The strike is a means to an end

Even a supposed attempt “to get to the truth” about Covid becomes a convenient diversion from the reality of the failing economy. Not that it is so easy for the government to cover it up. The cost of living crisis - and both its symptom and cause, i.e., inflation - is worse here in Britain for good reason.

    Not only is this the oldest capitalist country in the world and also the most decrepit, but the one thing that helped the economy limp along in slightly better shape was its membership of the EU. And this was junked by the Brexiteers, who, in their contest with far-right UKIP, stirred up to new levels, anti-migrant and xenophobic prejudice. And that prejudice is now served up daily by the government in its campaign against “small boats”.

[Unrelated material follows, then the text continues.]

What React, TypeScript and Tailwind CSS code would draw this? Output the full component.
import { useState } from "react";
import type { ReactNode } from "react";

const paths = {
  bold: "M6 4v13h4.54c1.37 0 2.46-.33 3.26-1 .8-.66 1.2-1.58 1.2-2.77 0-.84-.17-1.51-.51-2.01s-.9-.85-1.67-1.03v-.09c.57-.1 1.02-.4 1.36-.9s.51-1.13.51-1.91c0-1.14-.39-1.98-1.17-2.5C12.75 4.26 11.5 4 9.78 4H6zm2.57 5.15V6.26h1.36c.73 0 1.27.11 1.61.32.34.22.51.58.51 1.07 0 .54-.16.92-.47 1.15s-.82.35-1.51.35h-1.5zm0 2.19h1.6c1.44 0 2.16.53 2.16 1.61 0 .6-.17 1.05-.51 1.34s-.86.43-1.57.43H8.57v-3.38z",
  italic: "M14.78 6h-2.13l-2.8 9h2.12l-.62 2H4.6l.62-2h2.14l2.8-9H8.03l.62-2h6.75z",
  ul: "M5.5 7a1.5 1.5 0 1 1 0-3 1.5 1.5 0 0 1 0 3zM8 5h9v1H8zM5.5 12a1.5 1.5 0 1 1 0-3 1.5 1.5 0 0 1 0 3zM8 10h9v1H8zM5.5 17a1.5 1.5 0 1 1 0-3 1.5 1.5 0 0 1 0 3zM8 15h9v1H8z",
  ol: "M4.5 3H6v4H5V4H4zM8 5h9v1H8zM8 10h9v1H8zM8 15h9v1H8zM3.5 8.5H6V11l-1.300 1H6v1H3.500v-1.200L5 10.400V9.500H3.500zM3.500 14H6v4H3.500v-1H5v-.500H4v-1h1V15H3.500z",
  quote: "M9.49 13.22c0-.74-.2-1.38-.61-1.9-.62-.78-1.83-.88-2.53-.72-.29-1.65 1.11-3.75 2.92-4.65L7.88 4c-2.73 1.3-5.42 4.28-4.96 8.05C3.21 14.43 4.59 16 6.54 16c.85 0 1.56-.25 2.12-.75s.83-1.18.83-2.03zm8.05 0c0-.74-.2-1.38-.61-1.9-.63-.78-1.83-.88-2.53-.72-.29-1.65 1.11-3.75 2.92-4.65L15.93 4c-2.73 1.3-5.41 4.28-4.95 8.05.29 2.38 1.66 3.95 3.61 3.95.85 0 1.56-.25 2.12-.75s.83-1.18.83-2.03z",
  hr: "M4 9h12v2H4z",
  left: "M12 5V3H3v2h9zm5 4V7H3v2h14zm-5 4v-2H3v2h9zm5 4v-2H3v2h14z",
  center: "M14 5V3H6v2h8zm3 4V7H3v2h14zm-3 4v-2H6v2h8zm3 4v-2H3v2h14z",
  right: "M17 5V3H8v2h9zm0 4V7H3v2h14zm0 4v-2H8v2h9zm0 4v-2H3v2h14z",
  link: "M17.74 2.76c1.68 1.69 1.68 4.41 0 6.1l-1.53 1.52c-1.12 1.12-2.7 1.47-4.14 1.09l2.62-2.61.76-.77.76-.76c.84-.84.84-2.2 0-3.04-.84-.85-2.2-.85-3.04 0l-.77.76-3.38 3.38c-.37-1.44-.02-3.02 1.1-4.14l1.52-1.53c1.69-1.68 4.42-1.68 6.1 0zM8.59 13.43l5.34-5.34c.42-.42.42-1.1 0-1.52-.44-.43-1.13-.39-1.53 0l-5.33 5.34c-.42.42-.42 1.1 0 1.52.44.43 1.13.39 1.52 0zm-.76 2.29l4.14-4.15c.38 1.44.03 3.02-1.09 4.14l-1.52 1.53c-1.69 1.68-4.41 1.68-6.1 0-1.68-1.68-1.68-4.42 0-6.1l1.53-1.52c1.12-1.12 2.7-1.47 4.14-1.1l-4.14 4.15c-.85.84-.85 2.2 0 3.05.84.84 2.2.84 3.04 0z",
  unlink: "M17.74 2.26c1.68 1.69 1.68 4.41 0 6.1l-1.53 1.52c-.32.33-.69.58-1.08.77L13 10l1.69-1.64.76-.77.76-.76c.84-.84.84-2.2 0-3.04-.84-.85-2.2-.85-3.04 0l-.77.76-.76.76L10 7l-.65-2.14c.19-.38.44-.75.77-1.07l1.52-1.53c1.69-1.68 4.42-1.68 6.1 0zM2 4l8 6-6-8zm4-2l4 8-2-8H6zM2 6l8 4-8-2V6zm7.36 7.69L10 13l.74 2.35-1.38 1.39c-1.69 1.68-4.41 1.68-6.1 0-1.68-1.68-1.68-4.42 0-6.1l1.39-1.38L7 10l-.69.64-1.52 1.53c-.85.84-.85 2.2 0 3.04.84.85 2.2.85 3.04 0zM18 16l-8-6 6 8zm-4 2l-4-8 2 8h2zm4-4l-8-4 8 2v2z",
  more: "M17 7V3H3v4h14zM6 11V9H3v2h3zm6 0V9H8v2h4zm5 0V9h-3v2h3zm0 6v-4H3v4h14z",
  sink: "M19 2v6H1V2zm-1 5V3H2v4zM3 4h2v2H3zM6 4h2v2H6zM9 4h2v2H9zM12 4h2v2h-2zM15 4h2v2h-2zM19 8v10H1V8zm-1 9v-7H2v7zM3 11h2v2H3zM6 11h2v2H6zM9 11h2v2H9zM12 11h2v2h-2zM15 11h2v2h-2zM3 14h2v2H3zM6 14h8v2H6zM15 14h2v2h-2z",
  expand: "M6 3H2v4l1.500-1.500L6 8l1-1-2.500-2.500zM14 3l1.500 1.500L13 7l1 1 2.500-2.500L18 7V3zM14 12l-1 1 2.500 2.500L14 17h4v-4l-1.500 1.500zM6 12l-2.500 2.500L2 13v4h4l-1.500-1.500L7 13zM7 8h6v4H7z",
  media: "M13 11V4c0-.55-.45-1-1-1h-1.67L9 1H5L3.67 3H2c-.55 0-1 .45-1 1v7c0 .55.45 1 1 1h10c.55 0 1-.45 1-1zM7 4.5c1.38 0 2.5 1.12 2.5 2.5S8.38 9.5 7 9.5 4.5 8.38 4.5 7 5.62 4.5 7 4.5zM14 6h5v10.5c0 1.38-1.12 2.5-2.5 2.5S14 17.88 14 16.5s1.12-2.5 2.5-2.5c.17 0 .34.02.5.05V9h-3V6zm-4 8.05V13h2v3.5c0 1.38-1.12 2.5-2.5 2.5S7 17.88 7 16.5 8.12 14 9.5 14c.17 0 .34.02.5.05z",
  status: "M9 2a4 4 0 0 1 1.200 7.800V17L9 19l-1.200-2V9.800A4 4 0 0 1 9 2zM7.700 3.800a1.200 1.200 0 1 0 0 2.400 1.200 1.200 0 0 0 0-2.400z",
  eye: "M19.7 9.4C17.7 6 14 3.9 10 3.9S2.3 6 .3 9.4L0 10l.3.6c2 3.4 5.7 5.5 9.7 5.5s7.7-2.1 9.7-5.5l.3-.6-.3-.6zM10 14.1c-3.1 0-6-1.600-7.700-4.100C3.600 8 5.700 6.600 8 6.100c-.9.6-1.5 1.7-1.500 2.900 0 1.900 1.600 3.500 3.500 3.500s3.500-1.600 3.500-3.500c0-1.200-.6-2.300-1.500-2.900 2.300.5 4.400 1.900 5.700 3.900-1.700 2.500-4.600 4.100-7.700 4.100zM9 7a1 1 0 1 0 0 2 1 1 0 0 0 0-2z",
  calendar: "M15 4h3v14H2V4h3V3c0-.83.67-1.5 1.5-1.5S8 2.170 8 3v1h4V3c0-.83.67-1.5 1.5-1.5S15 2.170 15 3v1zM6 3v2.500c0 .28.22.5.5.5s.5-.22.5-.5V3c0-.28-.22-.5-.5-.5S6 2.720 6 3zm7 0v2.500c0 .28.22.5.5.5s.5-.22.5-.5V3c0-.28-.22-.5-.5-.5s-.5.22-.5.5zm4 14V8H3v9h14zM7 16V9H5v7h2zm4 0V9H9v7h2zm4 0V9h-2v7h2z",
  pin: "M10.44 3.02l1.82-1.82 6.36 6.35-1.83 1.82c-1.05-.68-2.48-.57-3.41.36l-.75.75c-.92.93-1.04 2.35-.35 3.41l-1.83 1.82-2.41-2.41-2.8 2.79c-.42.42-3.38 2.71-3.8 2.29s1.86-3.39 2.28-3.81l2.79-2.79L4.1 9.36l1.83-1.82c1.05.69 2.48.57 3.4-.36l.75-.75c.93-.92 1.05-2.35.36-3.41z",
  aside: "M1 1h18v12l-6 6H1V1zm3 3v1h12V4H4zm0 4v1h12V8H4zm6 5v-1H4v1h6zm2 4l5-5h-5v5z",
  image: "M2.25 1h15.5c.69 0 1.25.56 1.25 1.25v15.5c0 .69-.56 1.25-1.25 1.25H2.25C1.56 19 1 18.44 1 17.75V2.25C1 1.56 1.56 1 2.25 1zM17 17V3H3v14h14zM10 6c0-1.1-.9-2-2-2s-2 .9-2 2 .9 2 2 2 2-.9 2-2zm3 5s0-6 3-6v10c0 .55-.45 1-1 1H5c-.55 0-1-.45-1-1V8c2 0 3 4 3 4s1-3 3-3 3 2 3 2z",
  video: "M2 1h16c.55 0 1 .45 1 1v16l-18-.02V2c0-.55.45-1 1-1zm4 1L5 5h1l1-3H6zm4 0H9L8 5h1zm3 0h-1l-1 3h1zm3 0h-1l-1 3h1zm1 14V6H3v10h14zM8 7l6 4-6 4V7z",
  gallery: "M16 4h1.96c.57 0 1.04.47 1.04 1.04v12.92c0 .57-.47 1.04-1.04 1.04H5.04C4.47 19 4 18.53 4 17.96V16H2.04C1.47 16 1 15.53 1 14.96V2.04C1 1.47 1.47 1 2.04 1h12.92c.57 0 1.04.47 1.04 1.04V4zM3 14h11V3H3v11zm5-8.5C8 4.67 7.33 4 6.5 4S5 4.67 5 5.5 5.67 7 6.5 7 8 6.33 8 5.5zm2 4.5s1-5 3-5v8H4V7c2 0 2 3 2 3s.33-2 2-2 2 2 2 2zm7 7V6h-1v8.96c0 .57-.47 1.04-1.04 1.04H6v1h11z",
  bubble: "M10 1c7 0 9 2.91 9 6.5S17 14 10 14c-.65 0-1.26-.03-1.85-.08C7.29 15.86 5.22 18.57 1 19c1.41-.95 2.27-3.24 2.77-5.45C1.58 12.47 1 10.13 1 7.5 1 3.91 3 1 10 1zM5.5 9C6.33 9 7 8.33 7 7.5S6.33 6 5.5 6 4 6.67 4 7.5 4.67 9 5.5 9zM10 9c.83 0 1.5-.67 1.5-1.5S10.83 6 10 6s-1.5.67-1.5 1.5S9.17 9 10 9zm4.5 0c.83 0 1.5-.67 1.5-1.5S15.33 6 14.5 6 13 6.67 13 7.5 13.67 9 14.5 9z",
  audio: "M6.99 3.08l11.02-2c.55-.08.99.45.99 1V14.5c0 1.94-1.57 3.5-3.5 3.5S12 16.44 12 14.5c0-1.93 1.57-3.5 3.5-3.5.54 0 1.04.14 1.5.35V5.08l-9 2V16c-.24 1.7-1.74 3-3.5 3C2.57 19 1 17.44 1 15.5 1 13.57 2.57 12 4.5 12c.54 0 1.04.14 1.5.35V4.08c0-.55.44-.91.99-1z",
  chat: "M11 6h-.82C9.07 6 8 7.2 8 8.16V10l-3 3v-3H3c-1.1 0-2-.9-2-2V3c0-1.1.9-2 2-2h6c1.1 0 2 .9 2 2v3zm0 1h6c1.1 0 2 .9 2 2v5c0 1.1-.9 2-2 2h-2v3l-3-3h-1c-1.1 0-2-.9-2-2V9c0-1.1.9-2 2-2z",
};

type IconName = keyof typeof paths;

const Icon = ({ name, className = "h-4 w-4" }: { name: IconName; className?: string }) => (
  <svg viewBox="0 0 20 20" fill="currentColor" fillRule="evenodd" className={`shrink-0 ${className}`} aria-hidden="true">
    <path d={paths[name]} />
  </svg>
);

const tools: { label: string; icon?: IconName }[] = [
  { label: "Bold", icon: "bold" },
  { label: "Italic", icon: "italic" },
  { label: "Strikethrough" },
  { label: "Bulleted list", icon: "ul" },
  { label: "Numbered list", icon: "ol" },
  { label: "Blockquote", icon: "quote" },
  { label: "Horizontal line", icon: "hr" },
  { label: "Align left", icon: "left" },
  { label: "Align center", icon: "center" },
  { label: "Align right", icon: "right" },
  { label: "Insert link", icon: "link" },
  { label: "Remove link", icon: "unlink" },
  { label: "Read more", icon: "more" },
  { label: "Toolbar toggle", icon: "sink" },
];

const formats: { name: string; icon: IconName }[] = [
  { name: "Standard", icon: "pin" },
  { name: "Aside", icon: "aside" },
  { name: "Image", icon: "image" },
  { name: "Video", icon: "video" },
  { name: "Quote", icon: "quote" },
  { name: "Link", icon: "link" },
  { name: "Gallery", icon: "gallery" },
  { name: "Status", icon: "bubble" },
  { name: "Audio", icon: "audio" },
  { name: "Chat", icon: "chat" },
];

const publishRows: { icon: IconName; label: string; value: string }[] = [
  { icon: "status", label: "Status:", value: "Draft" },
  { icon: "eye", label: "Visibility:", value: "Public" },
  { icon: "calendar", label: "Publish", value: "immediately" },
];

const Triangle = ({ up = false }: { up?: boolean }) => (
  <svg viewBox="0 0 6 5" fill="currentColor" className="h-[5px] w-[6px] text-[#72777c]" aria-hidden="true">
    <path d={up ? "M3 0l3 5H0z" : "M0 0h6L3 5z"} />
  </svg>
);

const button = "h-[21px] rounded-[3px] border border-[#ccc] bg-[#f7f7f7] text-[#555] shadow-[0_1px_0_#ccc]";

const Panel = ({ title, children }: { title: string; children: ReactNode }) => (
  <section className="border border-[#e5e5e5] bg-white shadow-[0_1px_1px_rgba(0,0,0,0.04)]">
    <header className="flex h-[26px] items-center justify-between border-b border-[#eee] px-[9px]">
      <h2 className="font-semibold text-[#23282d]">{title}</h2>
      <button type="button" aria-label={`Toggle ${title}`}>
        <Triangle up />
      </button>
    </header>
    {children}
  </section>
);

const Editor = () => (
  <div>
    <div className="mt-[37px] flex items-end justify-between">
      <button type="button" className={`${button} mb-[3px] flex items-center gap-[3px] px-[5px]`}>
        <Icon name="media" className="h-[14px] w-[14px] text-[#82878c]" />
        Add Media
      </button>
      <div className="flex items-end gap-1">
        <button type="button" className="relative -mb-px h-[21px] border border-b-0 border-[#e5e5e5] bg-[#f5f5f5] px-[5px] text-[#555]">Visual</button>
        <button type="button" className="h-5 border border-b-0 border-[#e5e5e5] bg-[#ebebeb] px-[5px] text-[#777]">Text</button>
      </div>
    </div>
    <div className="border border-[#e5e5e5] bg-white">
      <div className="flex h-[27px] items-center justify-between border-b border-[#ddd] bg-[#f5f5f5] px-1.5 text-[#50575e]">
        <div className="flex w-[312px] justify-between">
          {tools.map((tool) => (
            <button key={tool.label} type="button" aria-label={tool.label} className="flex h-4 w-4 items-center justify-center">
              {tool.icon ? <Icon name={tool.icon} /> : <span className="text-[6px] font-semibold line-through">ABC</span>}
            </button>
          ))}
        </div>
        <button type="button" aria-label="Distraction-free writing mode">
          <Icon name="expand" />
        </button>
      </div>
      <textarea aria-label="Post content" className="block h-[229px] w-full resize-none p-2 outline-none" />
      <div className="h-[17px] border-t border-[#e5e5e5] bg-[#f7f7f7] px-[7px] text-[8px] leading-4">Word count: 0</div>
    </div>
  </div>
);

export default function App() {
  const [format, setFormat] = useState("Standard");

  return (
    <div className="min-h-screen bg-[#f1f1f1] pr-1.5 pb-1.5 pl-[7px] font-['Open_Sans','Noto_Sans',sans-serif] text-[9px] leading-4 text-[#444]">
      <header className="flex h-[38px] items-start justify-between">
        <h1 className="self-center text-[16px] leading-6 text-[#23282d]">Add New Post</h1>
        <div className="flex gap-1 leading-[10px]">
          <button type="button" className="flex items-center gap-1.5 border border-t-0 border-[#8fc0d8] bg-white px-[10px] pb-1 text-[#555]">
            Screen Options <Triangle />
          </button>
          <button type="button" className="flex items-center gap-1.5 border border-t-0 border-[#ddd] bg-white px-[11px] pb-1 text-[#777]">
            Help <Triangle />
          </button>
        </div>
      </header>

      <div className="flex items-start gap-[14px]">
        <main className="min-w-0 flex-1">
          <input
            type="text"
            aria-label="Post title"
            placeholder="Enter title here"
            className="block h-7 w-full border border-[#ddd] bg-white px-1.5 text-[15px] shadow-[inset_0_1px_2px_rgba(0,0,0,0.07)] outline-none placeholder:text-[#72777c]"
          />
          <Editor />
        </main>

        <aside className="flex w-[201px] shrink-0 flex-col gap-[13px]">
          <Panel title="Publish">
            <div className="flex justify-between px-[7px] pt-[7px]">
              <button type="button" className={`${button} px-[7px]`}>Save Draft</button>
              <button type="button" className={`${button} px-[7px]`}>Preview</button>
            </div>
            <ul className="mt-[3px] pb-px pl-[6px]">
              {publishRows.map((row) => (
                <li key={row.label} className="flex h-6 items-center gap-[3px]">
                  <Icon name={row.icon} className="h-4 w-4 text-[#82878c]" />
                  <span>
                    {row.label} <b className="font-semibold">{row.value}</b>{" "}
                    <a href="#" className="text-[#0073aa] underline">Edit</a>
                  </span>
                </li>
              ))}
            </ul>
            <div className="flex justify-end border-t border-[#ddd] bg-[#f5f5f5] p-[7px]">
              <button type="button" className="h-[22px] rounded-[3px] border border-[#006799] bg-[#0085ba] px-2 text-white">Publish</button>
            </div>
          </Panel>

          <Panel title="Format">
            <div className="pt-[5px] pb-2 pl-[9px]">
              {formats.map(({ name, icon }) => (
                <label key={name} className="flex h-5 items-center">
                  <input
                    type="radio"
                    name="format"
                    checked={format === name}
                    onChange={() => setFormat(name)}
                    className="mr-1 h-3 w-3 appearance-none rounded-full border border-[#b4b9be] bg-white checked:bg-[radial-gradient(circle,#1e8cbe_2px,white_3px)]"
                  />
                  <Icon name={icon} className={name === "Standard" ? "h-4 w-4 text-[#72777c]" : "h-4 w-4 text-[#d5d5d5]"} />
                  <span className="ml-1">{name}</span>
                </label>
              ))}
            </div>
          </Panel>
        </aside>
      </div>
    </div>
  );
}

    Yes, even if the number of refugees who land in Britain after a risky crossing is relatively few - not just compared to the 108.4m displaced people across the world, but also compared with Britain’s capacity to absorb them and the dire need to reinvigorate the shrunken and aging workforce.

    Sunak may well dismiss the questions which the Covid Enquiry throws up for his government. He may even dismiss the deleterious economic effects of Brexit or the lack of success of his “small boats” policy. But what remains - and this he cannot dismiss - are the strikes which the working class - including junior doctors who worked tirelessly throughout the Covid pandemic - has mounted against the cut in real wages and the attacks on working conditions and jobs which his government and the capitalist class behind it, are responsible for.

    Striking today remains the only means available for our class to call them to account. It remains the only way to make them - instead of us - pay for the crisis. And it’s also the first step towards change - building a new system which has as its goal not profit, but the fulfilling of human need.